Working data:

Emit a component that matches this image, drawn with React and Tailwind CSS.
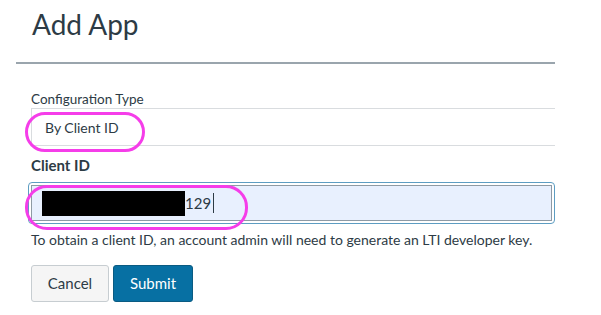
---
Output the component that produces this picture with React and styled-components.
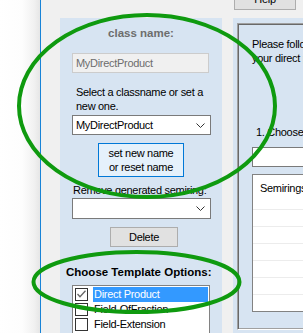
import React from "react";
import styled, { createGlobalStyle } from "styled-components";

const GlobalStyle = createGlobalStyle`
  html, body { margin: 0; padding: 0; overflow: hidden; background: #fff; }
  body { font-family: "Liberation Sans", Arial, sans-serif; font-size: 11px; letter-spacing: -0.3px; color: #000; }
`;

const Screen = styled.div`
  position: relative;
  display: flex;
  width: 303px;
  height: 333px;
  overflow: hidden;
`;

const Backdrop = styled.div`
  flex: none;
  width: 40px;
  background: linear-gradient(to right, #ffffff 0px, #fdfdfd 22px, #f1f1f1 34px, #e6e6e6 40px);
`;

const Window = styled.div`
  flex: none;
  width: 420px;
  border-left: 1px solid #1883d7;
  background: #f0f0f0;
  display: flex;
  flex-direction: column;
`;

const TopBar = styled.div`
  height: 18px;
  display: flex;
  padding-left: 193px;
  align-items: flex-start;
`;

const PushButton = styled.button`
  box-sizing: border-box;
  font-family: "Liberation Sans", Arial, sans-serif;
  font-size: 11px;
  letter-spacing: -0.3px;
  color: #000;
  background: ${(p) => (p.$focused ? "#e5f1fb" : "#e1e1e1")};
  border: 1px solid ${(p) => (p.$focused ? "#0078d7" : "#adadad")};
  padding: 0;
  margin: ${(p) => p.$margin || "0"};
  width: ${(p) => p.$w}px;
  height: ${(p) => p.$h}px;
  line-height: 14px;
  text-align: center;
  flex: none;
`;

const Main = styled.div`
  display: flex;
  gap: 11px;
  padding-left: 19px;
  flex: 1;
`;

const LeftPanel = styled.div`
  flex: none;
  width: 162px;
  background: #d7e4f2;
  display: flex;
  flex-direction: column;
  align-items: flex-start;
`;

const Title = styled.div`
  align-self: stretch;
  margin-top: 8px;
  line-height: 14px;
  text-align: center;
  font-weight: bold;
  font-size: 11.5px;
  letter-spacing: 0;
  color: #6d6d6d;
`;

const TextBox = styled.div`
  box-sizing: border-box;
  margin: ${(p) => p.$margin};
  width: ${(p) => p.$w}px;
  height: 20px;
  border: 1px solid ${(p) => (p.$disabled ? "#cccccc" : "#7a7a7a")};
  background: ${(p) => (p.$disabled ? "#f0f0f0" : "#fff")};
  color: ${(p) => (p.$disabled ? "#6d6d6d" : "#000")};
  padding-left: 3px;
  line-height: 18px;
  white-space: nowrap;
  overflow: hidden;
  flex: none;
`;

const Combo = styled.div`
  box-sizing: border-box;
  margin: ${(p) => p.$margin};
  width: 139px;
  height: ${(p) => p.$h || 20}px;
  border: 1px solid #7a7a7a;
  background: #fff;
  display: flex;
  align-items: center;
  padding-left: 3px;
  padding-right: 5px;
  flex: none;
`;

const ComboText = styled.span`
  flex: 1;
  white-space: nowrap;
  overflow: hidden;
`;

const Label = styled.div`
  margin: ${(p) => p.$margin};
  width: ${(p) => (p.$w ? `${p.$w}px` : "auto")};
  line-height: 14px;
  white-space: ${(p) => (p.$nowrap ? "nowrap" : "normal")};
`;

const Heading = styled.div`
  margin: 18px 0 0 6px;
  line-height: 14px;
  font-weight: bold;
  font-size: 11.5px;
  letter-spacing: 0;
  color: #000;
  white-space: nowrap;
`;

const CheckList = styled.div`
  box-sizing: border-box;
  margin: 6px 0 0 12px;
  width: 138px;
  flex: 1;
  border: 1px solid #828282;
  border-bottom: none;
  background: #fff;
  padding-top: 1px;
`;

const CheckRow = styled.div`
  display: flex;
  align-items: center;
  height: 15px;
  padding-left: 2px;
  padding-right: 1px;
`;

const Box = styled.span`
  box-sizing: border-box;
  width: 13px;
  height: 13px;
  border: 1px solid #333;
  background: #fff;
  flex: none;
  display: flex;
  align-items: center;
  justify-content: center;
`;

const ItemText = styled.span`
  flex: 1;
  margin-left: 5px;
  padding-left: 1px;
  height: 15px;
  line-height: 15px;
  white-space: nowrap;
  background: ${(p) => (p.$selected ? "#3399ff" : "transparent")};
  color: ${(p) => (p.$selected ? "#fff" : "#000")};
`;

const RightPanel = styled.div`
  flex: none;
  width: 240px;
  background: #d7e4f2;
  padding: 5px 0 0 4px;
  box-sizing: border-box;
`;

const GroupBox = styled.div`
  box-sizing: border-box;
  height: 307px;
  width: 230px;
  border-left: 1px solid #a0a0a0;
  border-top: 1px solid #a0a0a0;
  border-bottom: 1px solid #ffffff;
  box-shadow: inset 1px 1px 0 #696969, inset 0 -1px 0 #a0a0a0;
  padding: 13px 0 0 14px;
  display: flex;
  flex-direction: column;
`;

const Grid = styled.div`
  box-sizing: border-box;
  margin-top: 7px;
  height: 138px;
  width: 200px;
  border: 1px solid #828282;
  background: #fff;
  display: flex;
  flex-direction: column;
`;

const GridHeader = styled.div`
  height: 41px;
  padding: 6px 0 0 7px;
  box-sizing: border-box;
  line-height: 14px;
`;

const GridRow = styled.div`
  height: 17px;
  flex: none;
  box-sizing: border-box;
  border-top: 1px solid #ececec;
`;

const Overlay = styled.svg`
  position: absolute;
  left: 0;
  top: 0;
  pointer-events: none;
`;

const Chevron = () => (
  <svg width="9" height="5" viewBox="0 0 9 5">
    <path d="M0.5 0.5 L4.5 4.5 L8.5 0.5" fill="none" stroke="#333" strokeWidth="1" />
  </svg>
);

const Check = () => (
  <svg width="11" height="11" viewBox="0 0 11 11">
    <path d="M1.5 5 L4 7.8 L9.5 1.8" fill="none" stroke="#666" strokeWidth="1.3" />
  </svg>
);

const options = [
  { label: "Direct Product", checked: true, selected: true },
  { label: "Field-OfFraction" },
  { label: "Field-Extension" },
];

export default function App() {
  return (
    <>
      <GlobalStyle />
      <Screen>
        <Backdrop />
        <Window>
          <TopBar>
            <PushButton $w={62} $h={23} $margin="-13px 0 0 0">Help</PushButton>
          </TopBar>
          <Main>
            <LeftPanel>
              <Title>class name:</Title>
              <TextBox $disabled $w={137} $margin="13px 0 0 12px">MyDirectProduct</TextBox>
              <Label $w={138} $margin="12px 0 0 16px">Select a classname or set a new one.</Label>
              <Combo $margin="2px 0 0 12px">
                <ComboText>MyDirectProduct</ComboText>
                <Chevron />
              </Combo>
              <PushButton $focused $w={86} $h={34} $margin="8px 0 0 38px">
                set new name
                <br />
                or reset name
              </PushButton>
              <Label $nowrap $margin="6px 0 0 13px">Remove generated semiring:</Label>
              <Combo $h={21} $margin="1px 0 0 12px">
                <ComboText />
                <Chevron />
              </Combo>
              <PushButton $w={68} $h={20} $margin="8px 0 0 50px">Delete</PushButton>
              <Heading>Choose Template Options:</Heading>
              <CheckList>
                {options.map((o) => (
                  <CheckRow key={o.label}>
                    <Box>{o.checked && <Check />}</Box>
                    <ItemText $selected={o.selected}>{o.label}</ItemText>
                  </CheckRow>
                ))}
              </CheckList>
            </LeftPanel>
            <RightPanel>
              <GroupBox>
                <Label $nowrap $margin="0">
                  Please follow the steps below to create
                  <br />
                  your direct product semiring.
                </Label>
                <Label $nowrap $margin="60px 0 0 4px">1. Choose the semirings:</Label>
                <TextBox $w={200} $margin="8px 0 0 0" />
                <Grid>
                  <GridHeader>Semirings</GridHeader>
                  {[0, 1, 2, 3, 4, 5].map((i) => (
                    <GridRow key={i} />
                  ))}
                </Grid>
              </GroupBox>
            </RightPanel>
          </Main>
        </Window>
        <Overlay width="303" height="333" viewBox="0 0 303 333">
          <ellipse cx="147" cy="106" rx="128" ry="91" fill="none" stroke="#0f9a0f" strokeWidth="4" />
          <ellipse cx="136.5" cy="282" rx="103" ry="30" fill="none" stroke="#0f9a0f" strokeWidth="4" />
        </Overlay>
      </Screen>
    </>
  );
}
...
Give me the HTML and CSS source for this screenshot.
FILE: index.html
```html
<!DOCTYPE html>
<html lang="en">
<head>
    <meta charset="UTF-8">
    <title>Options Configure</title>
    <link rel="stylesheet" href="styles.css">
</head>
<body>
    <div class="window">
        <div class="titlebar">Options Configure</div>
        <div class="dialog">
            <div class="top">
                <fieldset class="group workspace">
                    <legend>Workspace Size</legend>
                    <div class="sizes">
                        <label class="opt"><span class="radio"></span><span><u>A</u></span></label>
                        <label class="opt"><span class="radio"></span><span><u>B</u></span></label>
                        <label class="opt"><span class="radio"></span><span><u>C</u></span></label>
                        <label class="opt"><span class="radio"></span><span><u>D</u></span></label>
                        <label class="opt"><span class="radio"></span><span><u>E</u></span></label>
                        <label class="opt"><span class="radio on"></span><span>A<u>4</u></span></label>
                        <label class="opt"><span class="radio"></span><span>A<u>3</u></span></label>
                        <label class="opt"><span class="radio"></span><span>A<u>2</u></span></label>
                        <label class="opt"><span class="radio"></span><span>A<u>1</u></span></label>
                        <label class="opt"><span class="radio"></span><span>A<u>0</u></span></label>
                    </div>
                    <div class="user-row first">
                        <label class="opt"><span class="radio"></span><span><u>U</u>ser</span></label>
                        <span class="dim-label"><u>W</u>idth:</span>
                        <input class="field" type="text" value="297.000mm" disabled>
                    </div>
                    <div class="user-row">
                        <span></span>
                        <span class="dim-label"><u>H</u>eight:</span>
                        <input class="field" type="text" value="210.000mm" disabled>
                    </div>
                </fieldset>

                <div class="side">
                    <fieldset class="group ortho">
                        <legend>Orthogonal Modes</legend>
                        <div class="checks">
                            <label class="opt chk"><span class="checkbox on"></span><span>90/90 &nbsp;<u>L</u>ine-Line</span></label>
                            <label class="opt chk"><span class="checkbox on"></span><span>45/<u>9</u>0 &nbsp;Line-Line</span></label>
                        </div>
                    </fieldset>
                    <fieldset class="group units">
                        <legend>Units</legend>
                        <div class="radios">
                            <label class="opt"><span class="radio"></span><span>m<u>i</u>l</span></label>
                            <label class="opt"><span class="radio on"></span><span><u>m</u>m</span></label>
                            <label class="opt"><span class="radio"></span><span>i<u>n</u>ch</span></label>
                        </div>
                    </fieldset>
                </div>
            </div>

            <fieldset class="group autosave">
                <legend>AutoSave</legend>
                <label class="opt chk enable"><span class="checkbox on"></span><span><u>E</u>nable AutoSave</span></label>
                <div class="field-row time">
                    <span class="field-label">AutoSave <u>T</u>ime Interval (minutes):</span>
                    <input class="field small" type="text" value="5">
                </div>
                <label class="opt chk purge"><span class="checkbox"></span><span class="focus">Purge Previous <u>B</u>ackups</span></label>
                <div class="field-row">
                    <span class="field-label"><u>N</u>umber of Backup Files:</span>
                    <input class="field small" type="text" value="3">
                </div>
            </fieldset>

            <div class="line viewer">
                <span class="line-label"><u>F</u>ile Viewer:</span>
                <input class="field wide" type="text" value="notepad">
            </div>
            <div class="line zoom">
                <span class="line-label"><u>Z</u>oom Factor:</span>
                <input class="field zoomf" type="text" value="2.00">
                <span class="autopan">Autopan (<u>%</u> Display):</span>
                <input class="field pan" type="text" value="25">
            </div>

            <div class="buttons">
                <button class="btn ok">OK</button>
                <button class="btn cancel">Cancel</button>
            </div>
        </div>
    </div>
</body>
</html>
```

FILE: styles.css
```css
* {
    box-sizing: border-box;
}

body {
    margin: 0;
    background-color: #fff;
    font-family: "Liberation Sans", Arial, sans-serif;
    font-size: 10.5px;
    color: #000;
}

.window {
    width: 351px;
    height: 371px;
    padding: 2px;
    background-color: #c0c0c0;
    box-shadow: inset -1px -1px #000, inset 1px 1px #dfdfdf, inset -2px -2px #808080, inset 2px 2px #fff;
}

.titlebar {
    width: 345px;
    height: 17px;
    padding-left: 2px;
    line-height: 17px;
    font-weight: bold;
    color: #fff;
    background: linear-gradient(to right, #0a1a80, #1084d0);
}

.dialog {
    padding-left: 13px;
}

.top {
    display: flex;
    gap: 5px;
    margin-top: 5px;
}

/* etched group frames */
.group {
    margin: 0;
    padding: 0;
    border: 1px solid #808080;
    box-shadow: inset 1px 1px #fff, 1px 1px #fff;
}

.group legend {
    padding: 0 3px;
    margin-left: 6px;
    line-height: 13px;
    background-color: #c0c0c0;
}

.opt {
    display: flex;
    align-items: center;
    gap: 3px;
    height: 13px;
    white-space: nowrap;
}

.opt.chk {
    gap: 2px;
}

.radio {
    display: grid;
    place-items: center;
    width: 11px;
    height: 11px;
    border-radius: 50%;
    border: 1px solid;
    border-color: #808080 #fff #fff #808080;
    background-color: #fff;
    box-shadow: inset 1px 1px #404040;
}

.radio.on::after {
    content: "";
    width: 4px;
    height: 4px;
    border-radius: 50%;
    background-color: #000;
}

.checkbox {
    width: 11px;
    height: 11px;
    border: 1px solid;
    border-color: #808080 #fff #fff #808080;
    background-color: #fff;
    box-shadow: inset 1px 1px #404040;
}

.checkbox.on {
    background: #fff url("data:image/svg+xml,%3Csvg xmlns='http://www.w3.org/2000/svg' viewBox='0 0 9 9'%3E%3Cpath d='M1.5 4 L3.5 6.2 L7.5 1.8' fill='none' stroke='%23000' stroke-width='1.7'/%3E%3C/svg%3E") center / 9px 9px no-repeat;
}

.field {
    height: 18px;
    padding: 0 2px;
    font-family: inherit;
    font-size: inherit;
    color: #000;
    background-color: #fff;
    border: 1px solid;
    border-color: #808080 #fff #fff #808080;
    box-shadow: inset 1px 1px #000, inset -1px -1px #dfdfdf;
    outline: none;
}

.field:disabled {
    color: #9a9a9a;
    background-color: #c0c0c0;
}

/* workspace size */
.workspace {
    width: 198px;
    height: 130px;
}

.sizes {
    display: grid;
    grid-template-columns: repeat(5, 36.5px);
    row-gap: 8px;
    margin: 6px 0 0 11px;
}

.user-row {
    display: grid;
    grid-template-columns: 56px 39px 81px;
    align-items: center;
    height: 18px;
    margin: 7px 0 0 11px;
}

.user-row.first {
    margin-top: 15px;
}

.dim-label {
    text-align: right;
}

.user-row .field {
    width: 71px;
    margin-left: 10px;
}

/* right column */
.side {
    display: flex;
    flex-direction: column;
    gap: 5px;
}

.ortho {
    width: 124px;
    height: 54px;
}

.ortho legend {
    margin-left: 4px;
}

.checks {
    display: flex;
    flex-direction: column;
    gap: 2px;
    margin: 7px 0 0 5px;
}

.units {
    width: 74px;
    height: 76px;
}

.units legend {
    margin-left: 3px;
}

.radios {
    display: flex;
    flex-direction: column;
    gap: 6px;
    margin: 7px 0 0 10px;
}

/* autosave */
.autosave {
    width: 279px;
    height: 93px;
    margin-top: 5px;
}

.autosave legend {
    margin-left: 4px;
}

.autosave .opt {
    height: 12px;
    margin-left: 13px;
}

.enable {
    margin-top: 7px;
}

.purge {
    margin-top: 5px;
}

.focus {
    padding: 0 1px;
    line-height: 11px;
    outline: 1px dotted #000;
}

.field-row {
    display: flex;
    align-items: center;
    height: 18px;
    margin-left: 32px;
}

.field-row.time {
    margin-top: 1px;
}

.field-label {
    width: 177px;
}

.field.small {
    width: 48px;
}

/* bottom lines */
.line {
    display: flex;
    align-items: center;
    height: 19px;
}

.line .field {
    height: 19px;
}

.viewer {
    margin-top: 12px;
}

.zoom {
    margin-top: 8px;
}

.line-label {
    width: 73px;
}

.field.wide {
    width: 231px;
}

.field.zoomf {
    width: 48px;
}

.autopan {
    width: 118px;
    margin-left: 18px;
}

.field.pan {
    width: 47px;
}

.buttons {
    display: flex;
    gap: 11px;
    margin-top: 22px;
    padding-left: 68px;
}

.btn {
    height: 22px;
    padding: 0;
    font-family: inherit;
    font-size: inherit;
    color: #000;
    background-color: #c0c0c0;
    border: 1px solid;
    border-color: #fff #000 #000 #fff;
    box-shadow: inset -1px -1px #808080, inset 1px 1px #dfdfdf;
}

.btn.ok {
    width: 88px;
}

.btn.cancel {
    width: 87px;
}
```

Objective: Find how many lines of the listing include the string "React" and give that number, nothing else.

Solution to this exercise: 3